Make an exact copy of each entry, leaving out every picture.

— start Records provided —

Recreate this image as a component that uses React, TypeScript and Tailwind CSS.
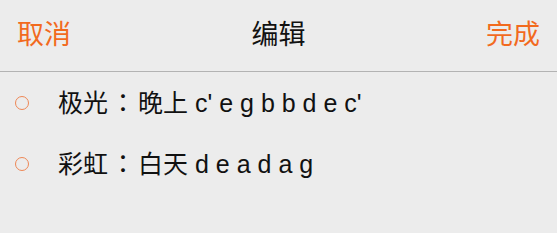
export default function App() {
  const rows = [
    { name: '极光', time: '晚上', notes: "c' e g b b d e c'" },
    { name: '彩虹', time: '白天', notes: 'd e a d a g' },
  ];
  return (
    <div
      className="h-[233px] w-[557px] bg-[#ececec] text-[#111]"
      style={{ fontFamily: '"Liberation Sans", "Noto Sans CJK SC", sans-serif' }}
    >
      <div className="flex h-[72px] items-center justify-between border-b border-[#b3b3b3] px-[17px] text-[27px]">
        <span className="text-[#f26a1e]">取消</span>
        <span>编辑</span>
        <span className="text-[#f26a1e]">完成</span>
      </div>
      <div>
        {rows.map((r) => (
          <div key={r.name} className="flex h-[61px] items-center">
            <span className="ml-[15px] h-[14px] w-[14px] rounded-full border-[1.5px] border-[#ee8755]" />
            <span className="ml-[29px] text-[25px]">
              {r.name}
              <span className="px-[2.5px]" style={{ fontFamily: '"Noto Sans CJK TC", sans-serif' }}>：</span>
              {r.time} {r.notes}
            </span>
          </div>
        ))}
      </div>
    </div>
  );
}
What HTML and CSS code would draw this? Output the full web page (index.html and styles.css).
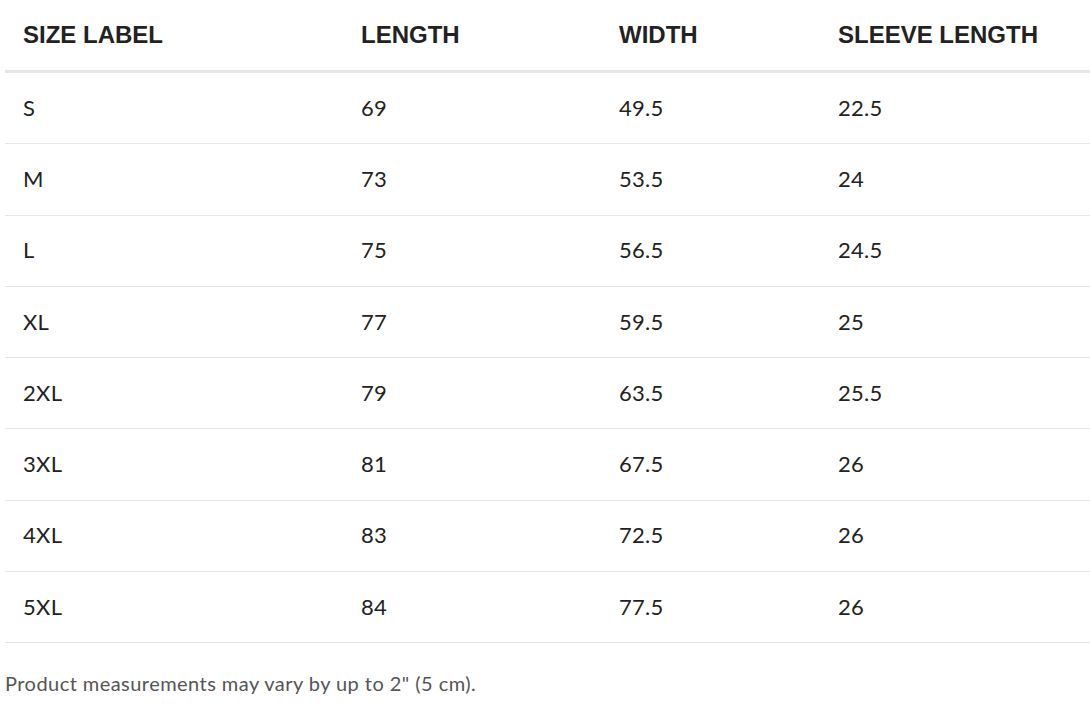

— end Records provided —

§ **Task result**:
Recreate this image as a component that uses React, TypeScript and Tailwind CSS.
export default function App() {
  const rows = [
    { name: '极光', time: '晚上', notes: "c' e g b b d e c'" },
    { name: '彩虹', time: '白天', notes: 'd e a d a g' },
  ];
  return (
    <div
      className="h-[233px] w-[557px] bg-[#ececec] text-[#111]"
      style={{ fontFamily: '"Liberation Sans", "Noto Sans CJK SC", sans-serif' }}
    >
      <div className="flex h-[72px] items-center justify-between border-b border-[#b3b3b3] px-[17px] text-[27px]">
        <span className="text-[#f26a1e]">取消</span>
        <span>编辑</span>
        <span className="text-[#f26a1e]">完成</span>
      </div>
      <div>
        {rows.map((r) => (
          <div key={r.name} className="flex h-[61px] items-center">
            <span className="ml-[15px] h-[14px] w-[14px] rounded-full border-[1.5px] border-[#ee8755]" />
            <span className="ml-[29px] text-[25px]">
              {r.name}
              <span className="px-[2.5px]" style={{ fontFamily: '"Noto Sans CJK TC", sans-serif' }}>：</span>
              {r.time} {r.notes}
            </span>
          </div>
        ))}
      </div>
    </div>
  );
}
What HTML and CSS code would draw this? Output the full web page (index.html and styles.css).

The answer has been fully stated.